- _INSTRUCTIONS TO FOLLOW_: Extract, in full, the lines below, beginning at the first and ending with the line that contains "const [password, setPassword]". Pictures do not belong in the copy.

- _DATA SEGMENT_:
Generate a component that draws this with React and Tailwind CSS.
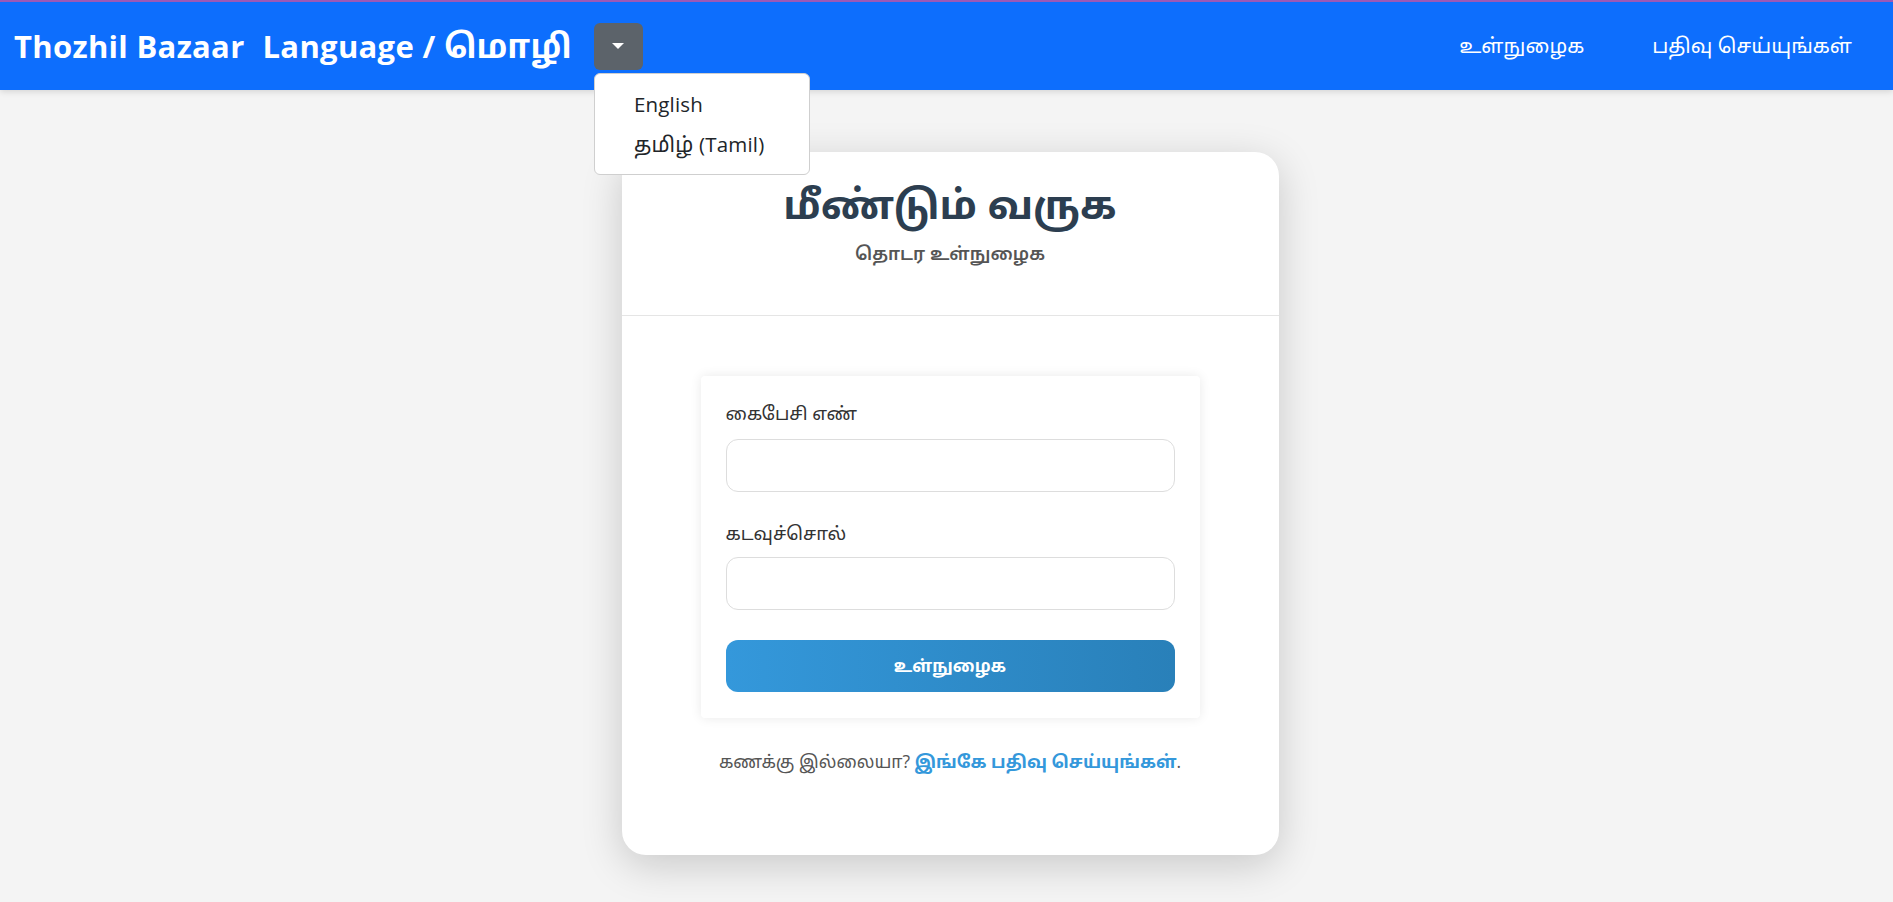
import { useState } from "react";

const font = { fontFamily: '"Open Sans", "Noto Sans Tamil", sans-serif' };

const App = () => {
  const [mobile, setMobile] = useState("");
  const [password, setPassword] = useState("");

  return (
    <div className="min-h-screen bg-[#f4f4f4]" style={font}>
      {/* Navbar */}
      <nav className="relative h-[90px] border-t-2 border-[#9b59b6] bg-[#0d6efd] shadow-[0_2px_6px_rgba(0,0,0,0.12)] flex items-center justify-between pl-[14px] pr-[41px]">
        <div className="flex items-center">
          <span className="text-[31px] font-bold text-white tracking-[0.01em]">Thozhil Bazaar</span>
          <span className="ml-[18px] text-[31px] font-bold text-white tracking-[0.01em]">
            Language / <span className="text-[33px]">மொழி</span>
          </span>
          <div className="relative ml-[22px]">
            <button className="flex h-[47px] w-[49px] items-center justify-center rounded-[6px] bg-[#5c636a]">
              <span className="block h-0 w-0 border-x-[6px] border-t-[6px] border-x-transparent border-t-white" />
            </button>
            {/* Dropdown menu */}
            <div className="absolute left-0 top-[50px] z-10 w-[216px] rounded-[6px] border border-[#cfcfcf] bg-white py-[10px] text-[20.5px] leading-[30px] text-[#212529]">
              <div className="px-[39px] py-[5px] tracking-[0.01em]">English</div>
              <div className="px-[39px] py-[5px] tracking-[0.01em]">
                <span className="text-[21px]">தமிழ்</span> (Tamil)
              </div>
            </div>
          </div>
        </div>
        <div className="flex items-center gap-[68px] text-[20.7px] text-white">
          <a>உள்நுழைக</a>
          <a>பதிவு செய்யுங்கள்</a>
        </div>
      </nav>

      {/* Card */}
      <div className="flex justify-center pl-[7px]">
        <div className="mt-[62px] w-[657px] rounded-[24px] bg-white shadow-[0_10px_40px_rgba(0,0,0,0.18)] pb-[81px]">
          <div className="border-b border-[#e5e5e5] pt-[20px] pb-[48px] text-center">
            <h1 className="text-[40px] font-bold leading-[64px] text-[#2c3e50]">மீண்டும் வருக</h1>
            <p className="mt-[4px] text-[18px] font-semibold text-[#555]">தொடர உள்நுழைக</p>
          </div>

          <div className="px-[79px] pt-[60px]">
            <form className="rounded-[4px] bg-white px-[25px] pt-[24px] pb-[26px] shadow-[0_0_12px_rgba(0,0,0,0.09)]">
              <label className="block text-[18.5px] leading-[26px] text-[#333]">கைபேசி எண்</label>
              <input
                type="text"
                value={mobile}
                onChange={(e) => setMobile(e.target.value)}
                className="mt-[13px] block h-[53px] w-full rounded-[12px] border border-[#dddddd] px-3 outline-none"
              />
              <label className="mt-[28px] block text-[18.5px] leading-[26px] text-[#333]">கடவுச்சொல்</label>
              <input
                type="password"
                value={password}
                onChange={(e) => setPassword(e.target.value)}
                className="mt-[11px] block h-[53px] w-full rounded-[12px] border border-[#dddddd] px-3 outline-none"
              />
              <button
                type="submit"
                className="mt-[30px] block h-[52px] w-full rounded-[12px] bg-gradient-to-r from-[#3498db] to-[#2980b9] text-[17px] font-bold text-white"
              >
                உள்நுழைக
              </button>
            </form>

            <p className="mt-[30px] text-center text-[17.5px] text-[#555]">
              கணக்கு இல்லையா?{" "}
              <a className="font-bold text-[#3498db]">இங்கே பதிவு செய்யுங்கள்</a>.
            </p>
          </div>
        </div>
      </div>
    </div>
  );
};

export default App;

- _WRITTEN ANSWER_:
Generate a component that draws this with React and Tailwind CSS.
import { useState } from "react";

const font = { fontFamily: '"Open Sans", "Noto Sans Tamil", sans-serif' };

const App = () => {
  const [mobile, setMobile] = useState("");
  const [password, setPassword] = useState("");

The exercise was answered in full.